Ok, I tried three... no four (Spanish Inquisition!) different possibilities. Here are the results.
1st: English TXT from Project Gutenberg, direct to .wol: OK
It did a good job, but then again, this is only TXT. The text outputs non-stop, with no separation between paragraphs.
No increase in file size.
2nd: English HTML from Project Gutenberg, direct to .wol: BAD
Output was 100% like TXT. No respect for any tag whatsoever. Italics lost, list lost (TD/TR), paragraph justifying lost. It looks like it just stripped away everything non-text from HTML.
No increase in file size.
3rd: Spanish DOC, printed with Hanlin printer: GOOD
Non-English characters (á, ñ, ¿) were respected, as well as all formatting (italics, bold, underline, centered, different font size). Spaces between paragraph was respected, too.

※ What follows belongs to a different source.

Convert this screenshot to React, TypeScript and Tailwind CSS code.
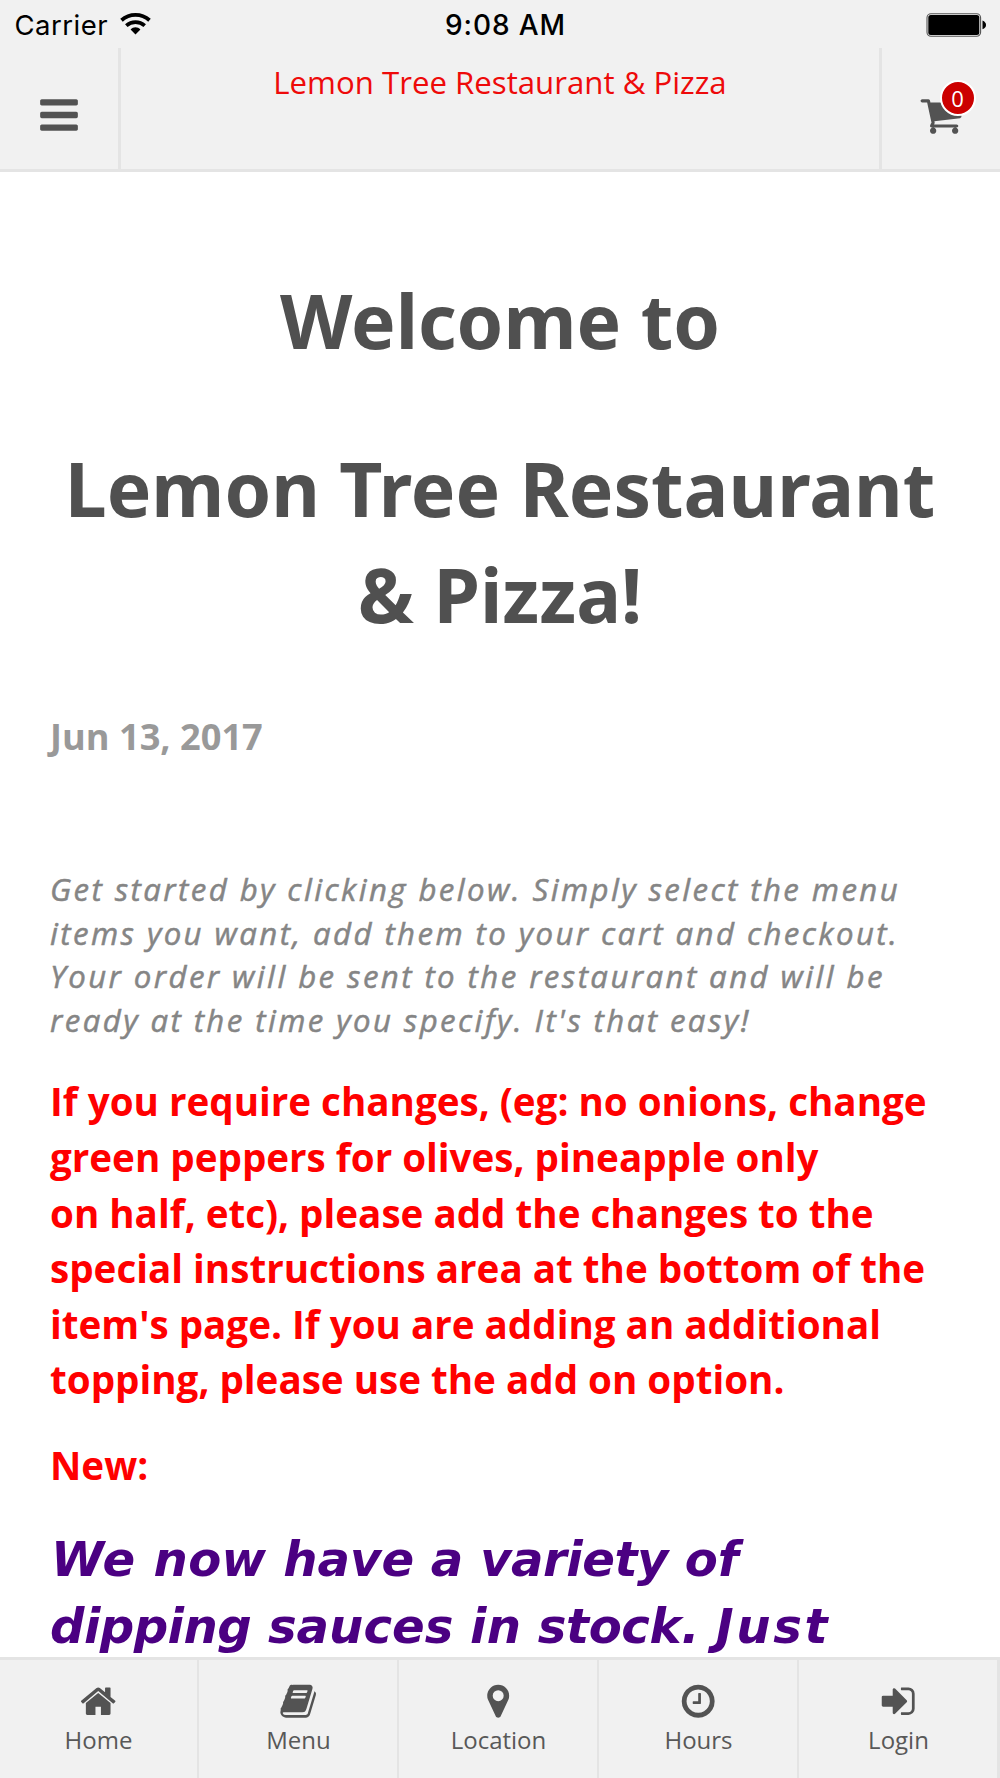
const icons = {
  bars: "M1664 1344v128q0 26-19 45t-45 19h-1408q-26 0-45-19t-19-45v-128q0-26 19-45t45-19h1408q26 0 45 19t19 45zm0-512v128q0 26-19 45t-45 19h-1408q-26 0-45-19t-19-45v-128q0-26 19-45t45-19h1408q26 0 45 19t19 45zm0-512v128q0 26-19 45t-45 19h-1408q-26 0-45-19t-19-45v-128q0-26 19-45t45-19h1408q26 0 45 19t19 45z",
  cart: "M704 1536q0 52-38 90t-90 38-90-38-38-90 38-90 90-38 90 38 38 90zm896 0q0 52-38 90t-90 38-90-38-38-90 38-90 90-38 90 38 38 90zm128-1088v512q0 24-16.500 42.500t-40.500 21.500l-1044 122q13 60 13 70 0 16-24 64h920q26 0 45 19t19 45-19 45-45 19h-1024q-26 0-45-19t-19-45q0-11 8-31.500t16-36 21.500-40 15.500-29.500l-177-823h-204q-26 0-45-19t-19-45 19-45 45-19h256q16 0 28.500 6.500t19.500 15.500 13 24.500 8 26 5.500 29.500 4.500 26h1201q26 0 45 19t19 45z",
  home: "M1472 992v480q0 26-19 45t-45 19h-384v-384h-256v384h-384q-26 0-45-19t-19-45v-480q0-1 .5-3t.5-3l575-474 575 474q1 2 1 6zm223-69l-62 74q-8 9-21 11h-3q-13 0-21-7l-692-577-692 577q-12 8-24 7-13-2-21-11l-62-74q-8-10-7-23.500t11-21.500l719-599q32-26 76-26t76 26l244 204v-195q0-14 9-23t23-9h192q14 0 23 9t9 23v408l219 182q10 8 11 21.500t-7 23.500z",
  book: "M1703 478q40 57 18 129l-275 906q-19 64-76.500 107.500t-122.500 43.500h-923q-77 0-148.500-53.500t-99.500-131.500q-24-67-2-127 0-4 3-27t4-37q1-8-3-21.500t-3-19.500q2-11 8-21t16.500-23.500 16.500-23.500q23-38 45-91.500t30-91.500q3-10 .5-30t-.5-28q3-11 17-28t17-23q21-36 42-92t25-90q1-9-2.500-32t.5-28q4-13 22-30.500t22-22.500q19-26 42.500-84.500t27.500-96.500q1-8-3-25.500t-2-26.500q2-8 9-18t18-23 17-21q8-12 16.500-30.500t15-35 16-36 19.500-32 26.500-23.500 36-11.500 47.500 5.500l-1 3q38-9 51-9h761q74 0 114 56t18 130l-274 906q-36 119-71.500 153.500t-128.500 34.500h-869q-27 0-38 15-11 16-1 43 24 70 144 70h923q29 0 56-15.500t35-41.500l300-987q7-22 5-57 38 15 59 43zm-1064 2q-4 13 2 22.500t20 9.500h608q13 0 25.500-9.500t16.500-22.500l21-64q4-13-2-22.500t-20-9.500h-608q-13 0-25.500 9.500t-16.500 22.500zm-83 256q-4 13 2 22.500t20 9.500h608q13 0 25.500-9.500t16.500-22.500l21-64q4-13-2-22.500t-20-9.500h-608q-13 0-25.500 9.500t-16.500 22.500z",
  marker: "M1152 640q0-106-75-181t-181-75-181 75-75 181 75 181 181 75 181-75 75-181zm256 0q0 109-33 179l-364 774q-16 33-47.500 52t-67.500 19-67.500-19-46.500-52l-365-774q-33-70-33-179 0-212 150-362t362-150 362 150 150 362z",
  clock: "M1024 544v448q0 14-9 23t-23 9h-320q-14 0-23-9t-9-23v-64q0-14 9-23t23-9h224v-352q0-14 9-23t23-9h64q14 0 23 9t9 23zm416 352q0-148-73-273t-198-198-273-73-273 73-198 198-73 273 73 273 198 198 273 73 273-73 198-198 73-273zm224 0q0 209-103 385.500t-279.500 279.500-385.500 103-385.500-103-279.500-279.500-103-385.500 103-385.500 279.500-279.500 385.500-103 385.500 103 279.500 279.500 103 385.500z",
  login: "M1312 896q0 26-19 45l-544 544q-19 19-45 19t-45-19-19-45v-288h-448q-26 0-45-19t-19-45v-384q0-26 19-45t45-19h448v-288q0-26 19-45t45-19 45 19l544 544q19 19 19 45zm352-352v704q0 119-84.500 203.500t-203.500 84.500h-320q-13 0-22.500-9.500t-9.500-22.500q0-4-1-20t-.5-26.500 3-23.500 10-19.500 20.500-6.500h320q66 0 113-47t47-113v-704q0-66-47-113t-113-47h-312l-11.500-1-11.500-3-8-5.500-7-9-2-13.500q0-4-1-20t-.5-26.500 3-23.500 10-19.500 20.500-6.500h320q119 0 203.500 84.500t84.500 203.500z",
};

function Icon({ name, className }: { name: keyof typeof icons; className: string }) {
  return (
    <svg viewBox="0 0 1792 1792" className={className} fill="#535353" aria-hidden="true">
      <path d={icons[name]} />
    </svg>
  );
}

function StatusBar() {
  return (
    <div className="grid h-12 grid-cols-3 items-start pt-[8px] font-['Inter',sans-serif] leading-[35px] text-black">
      <div className="flex pl-[14.500px]">
        <span className="text-[27.500px] tracking-[0.500px]">Carrier</span>
        <svg className="mt-[5px] ml-[12px] h-[22px] w-[31px]" viewBox="0 0 31 22" fill="none" stroke="#000" strokeWidth="3.800">
          <path d="M1.500 7.200C9.500 0.200 21.500 0.200 29.500 7.200" />
          <path d="M6.300 12.600C11.600 8 19.400 8 24.700 12.600" />
          <path d="M15.500 21.500L10.600 16.500C13.300 13.600 17.700 13.600 20.400 16.500Z" fill="#000" stroke="none" />
        </svg>
      </div>
      <div className="pl-[11px] text-center text-[28px] font-medium tracking-[0.900px]">9:08 AM</div>
      <div className="flex justify-end pr-[14px]">
        <svg className="mt-[5px] h-[24px] w-[60px]" viewBox="0 0 60 24">
          <rect x="1" y="0.700" width="53.600" height="22.600" rx="4" fill="none" stroke="#555" strokeWidth="1.100" />
          <rect x="2.300" y="2" width="51" height="20" rx="2.500" />
          <path d="M56.500 7.500Q60 9 60 12T56.500 16.200Z" />
        </svg>
      </div>
    </div>
  );
}

function Header() {
  return (
    <header className="shrink-0 border-b-[3px] border-[#e4e4e4] bg-[#f1f1f1]">
      <StatusBar />
      <div className="flex h-[121px]">
        <button className="flex w-[121px] items-start border-r-[3px] border-[#e4e4e4] pt-[45px] pl-[37px]" aria-label="Menu">
          <Icon name="bars" className="size-[44px]" />
        </button>
        <div className="flex-1 pt-[12px] text-center text-[31.200px] leading-[45px] text-[#ee0a0a]">Lemon Tree Restaurant &amp; Pizza</div>
        <button className="flex w-[121px] items-start border-l-[3px] border-[#e4e4e4] pt-[45px] pl-[36.500px]" aria-label="Cart">
          <span className="relative block size-[44px]">
            <Icon name="cart" className="size-[44px]" />
            <span className="absolute top-[-13.500px] left-[21px] flex size-[36px] items-center justify-center rounded-full border-2 border-white bg-[#cc0000] text-[22px] leading-none text-white">0</span>
          </span>
        </button>
      </div>
    </header>
  );
}

const tabs: { label: string; icon: keyof typeof icons }[] = [
  { label: "Home", icon: "home" },
  { label: "Menu", icon: "book" },
  { label: "Location", icon: "marker" },
  { label: "Hours", icon: "clock" },
  { label: "Login", icon: "login" },
];

export default function App() {
  return (
    <div className="flex h-[1778px] w-[1000px] flex-col overflow-hidden bg-white font-['Open_Sans',sans-serif]">
      <Header />
      <main className="min-h-0 flex-1 overflow-hidden px-[50px] pt-[95px]">
        <div className="-mx-5 text-center font-['Noto_Sans',sans-serif] text-[74.900px] leading-[106px] font-bold text-[#505050]">
          <h1>Welcome to</h1>
          <h1 className="mt-[62px]">
            Lemon Tree Restaurant
            <br />
            &amp; Pizza!
          </h1>
        </div>
        <p className="mt-[64px] text-[36.200px] leading-[50px] font-bold text-[#999]">Jun 13, 2017</p>
        <p className="mt-[107px] text-[31.200px] leading-[43.600px] tracking-[2.410px] whitespace-nowrap text-[#858585] italic [-webkit-text-stroke:0.500px_#858585]">
          Get started by clicking below. Simply select the menu
          <br />
          items you want, add them to your cart and checkout.
          <br />
          Your order will be sent to the restaurant and will be
          <br />
          ready at the time you specify. It's that easy!
        </p>
        <div className="text-[38.600px] leading-[55.600px] font-bold whitespace-nowrap text-[#ff0000]">
          <p className="mt-[32px]">
            If you require changes, (eg: no onions, change
            <br />
            green peppers for olives, pineapple only
            <br />
            on half, etc), please add the changes to the
            <br />
            special instructions area at the bottom of the
            <br />
            item's page. If you are adding an additional
            <br />
            topping, please use the add on option.
          </p>
          <p className="mt-[30px]">New:</p>
        </div>
        <p className="mt-[32px] font-['DejaVu_Sans',sans-serif] text-[48.200px] leading-[67.400px] font-bold whitespace-nowrap text-[#4b0082] italic">
          <span className="ml-px tracking-[1.500px]">We</span> <span className="tracking-[0.300px]">now</span> have a <span className="tracking-[-0.500px]">variety</span> of
          <br />
          <span className="tracking-[-0.600px]">dipping</span> sauces in <span className="tracking-[-0.400px]">stock.</span> <span className="tracking-[2.600px]">Just</span>
        </p>
      </main>
      <nav className="-ml-px grid h-[121px] w-[1000px] shrink-0 grid-cols-5 border-t-[3px] border-[#e4e4e4] bg-[#f1f1f1] shadow-[1px_0_0_#e4e4e4]">
        {tabs.map((tab) => (
          <a key={tab.label} className="flex flex-col items-center border-r-2 border-[#e4e4e4] pt-[22px]">
            <Icon name={tab.icon} className="size-[38.400px]" />
            <span className="mt-[3px] pl-px text-[24px] leading-[34px] text-[#585858]">{tab.label}</span>
          </a>
        ))}
      </nav>
    </div>
  );
}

I had to manually reduce all margins to 0, and manually increase font size, otherwise text is too small to read and margins take too much space.
"Printed" book closely resembles original, as it is just like an image scan.
Doc file: 32 Kb, WOL file: 319 Kb (yes, tenfold increase).
4th: Spanish TXT down-converted from DOC, direct to .wol: BAD
Interestingly enough, space between paragraphs was respected when converting from DOC/RTF. However, non-English characters became corrupted. I changed coding from Windows to various types of Unicode, but they kept disappearing.
So, for English books I would go for method #4 (although I really don't like to live without italics), while for non-English books I would have to stick to #3. It needs more work done, specially some real HTML filter.
|